Assembly Bill 1906 will require the California Department of Corrections and Rehabilitation to provide light-duty accommodations to all pregnant correctional officers, removing the possibility that correctional officers will face the decision in the future to continue working in a job that could risk their babies’ health, take a demotion or take a leave absence — further providing protections to end gender discrimination against pregnant correctional officers in the workplace.

Salas, D-Bakersfield, introduced the legislation after Sarah Coogle, a former correctional officer at the California Correctional Institution in Tehachapi, sued the California Department of Corrections and Rehabilitation, alleging that she was denied the opportunity to take a light-duty assignment while pregnant. Coogle, at seven months pregnant, fell while responding to a fight between two inmates, which led to the loss of her child.

Until 2015, CDCR allowed pregnant officers to work light-duty assignments.
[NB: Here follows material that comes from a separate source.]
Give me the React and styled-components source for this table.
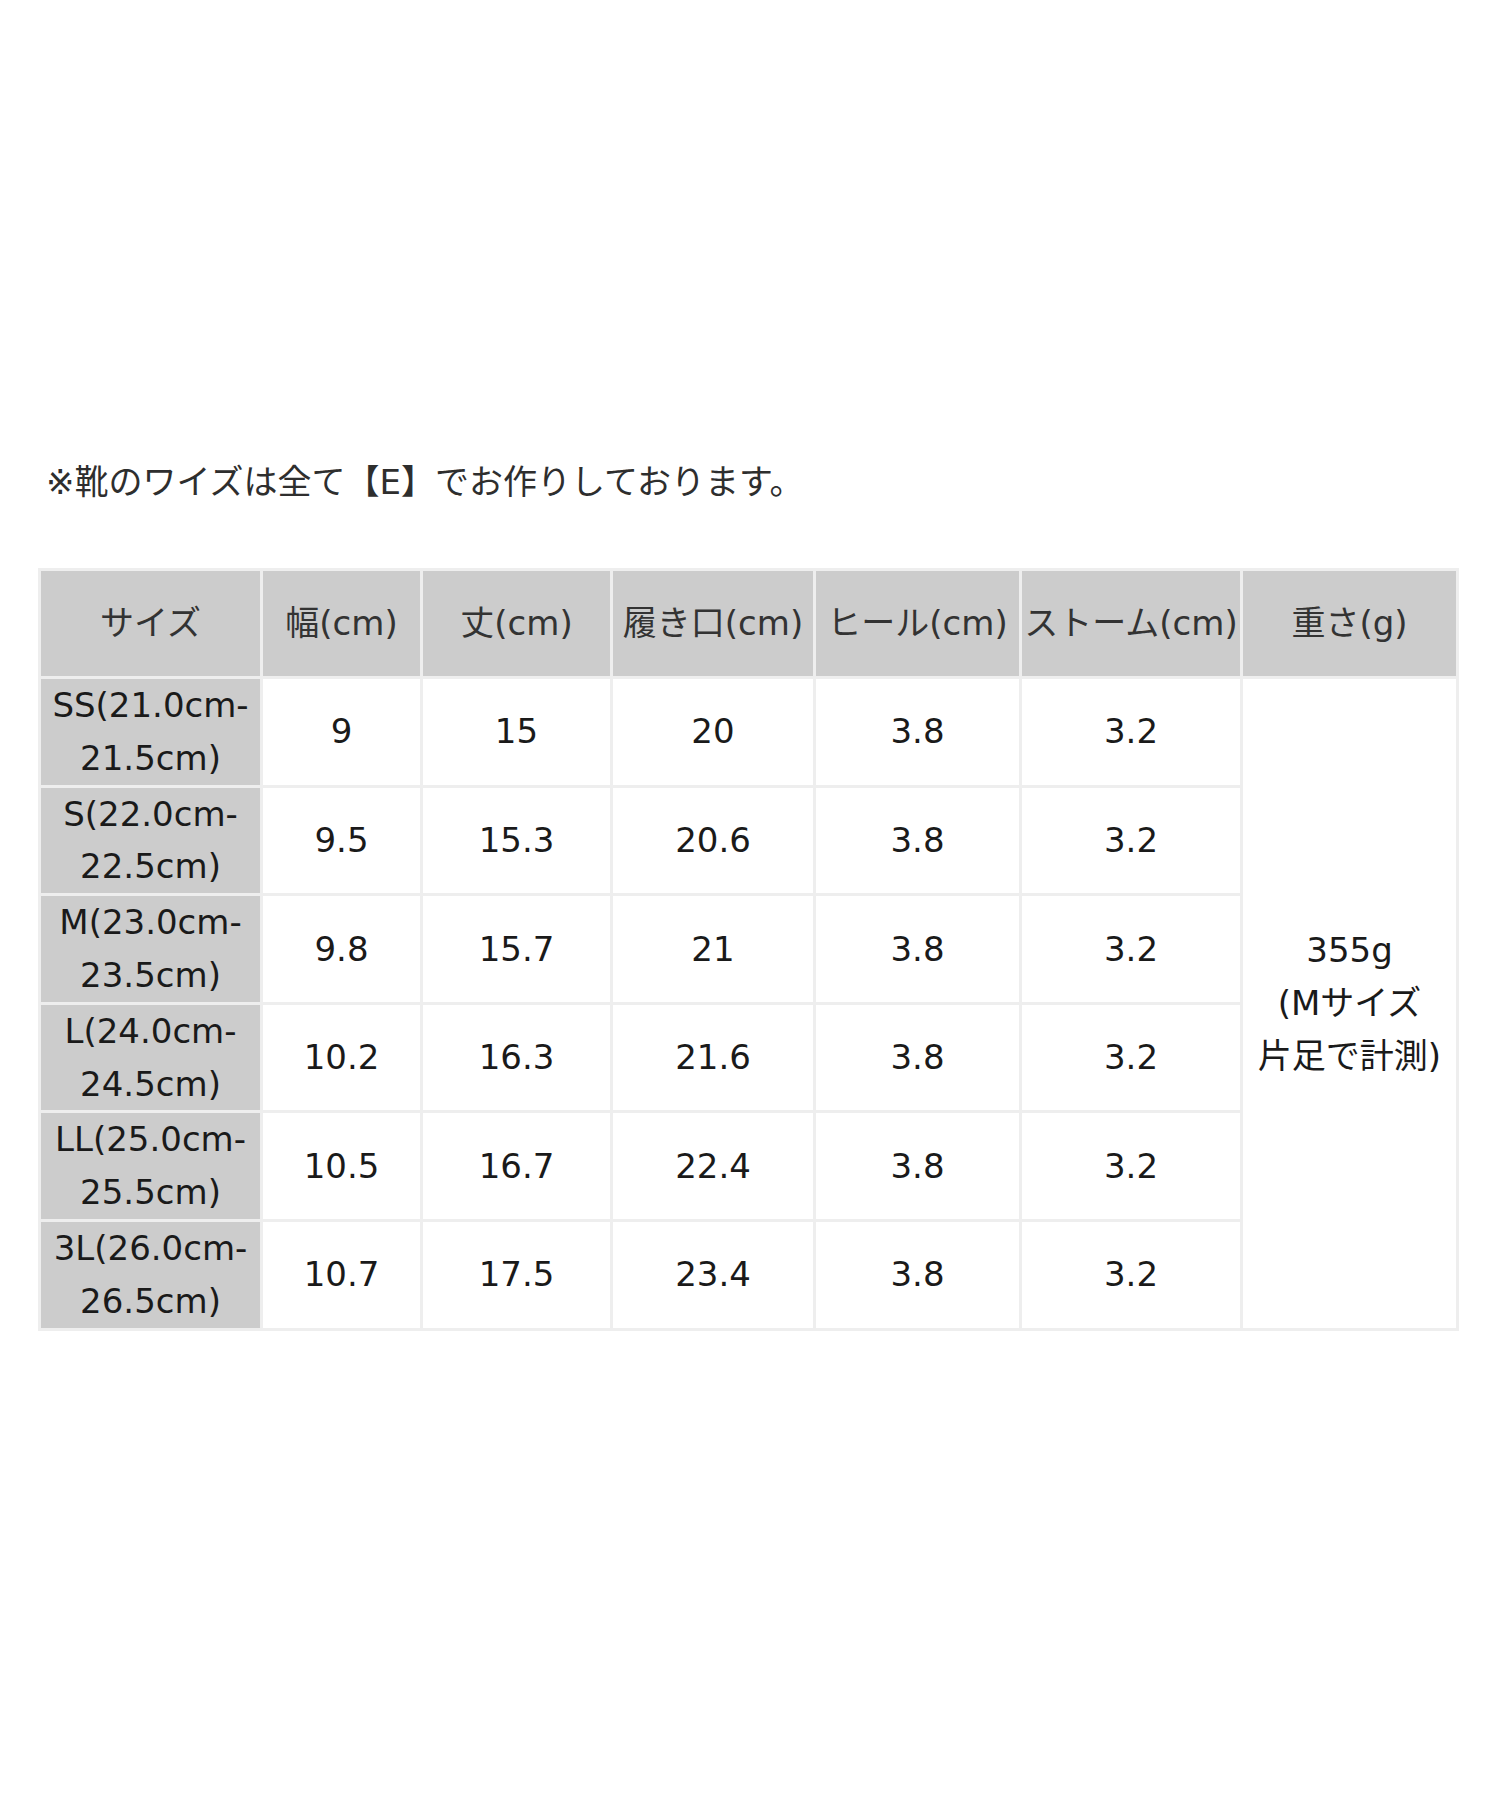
import React from "react";
import styled, { createGlobalStyle } from "styled-components";

const Global = createGlobalStyle`
  html, body { margin: 0; padding: 0; background: #fff; }
  body { font-family: "DejaVu Sans", "Noto Sans CJK JP", sans-serif; }
`;

const Page = styled.div`
  width: 1500px;
  min-height: 1800px;
  box-sizing: border-box;
  padding: 456px 0 0 38px;
`;

const Note = styled.p`
  margin: 0 0 59px 0;
  padding-left: 8px;
  font-size: 34px;
  line-height: 53px;
  color: #2e2e2e;
`;

const Table = styled.table`
  border-collapse: separate;
  border-spacing: 3px;
  background: #eee;
  table-layout: fixed;
  width: 1421px;
  font-size: 34px;
  line-height: 52.8px;
`;

const Col = styled.col`
  width: ${(p) => p.$w}px;
`;

const Th = styled.th`
  background: #ccc;
  color: #333;
  font-weight: normal;
  height: 105px;
  padding: 0;
  text-align: center;
  vertical-align: middle;
  white-space: nowrap;
`;

const SizeCell = styled.td`
  background: #ccc;
  color: #1a1a1a;
  padding: 0;
  text-align: center;
  vertical-align: middle;
`;

const Td = styled.td`
  background: #fff;
  color: #1a1a1a;
  padding: 0;
  text-align: center;
  vertical-align: middle;
`;

const widths = [219, 157, 187, 200, 203, 218, 213];
const heads = ["サイズ", "幅(cm)", "丈(cm)", "履き口(cm)", "ヒール(cm)", "ストーム(cm)", "重さ(g)"];
const rows = [
  ["SS(21.0cm-", "21.5cm)", "9", "15", "20"],
  ["S(22.0cm-", "22.5cm)", "9.5", "15.3", "20.6"],
  ["M(23.0cm-", "23.5cm)", "9.8", "15.7", "21"],
  ["L(24.0cm-", "24.5cm)", "10.2", "16.3", "21.6"],
  ["LL(25.0cm-", "25.5cm)", "10.5", "16.7", "22.4"],
  ["3L(26.0cm-", "26.5cm)", "10.7", "17.5", "23.4"],
];

export default function App() {
  return (
    <Page>
      <Global />
      <Note>※靴のワイズは全て【E】でお作りしております。</Note>
      <Table>
        <colgroup>
          {widths.map((w, i) => (
            <Col key={i} $w={w} />
          ))}
        </colgroup>
        <thead>
          <tr>
            {heads.map((h) => (
              <Th key={h}>{h}</Th>
            ))}
          </tr>
        </thead>
        <tbody>
          {rows.map((r, i) => (
            <tr key={r[0]}>
              <SizeCell>
                {r[0]}
                <br />
                {r[1]}
              </SizeCell>
              <Td>{r[2]}</Td>
              <Td>{r[3]}</Td>
              <Td>{r[4]}</Td>
              <Td>3.8</Td>
              <Td>3.2</Td>
              {i === 0 && (
                <Td rowSpan={6}>
                  355g
                  <br />
                  (Mサイズ
                  <br />
                  片足で計測)
                </Td>
              )}
            </tr>
          ))}
        </tbody>
      </Table>
    </Page>
  );
}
“The practice of denying working accommodations to pregnant correctional officers is appalling, discriminatory and unacceptable,” said Salas in a news release. “I am pleased to see the Legislature move one step closer to ending this senseless practice and creating an equal working environment for all correctional officers.”

After being denied reasonable accommodations for work while she was pregnant, CDCR informed the correctional officer that she “could stay in her current position and work until five weeks before her due date, accept a demotion that would result in less pay and loss of benefits, or take leave. Because the correctional officer couldn’t afford to go on leave, she stayed in her current position," according to a Salas news release.

A Kern County Superior Court judge ruled in Coogle’s favor. A class action lawsuit has also been filed in the Los Angeles Superior Court on behalf of six women who were denied common accommodations while they were pregnant. A judge has issued a temporary injunction that makes light-duty assignments available to the six women who sued the state.

AB 1906 will be heard next in the Assembly Appropriations Committee.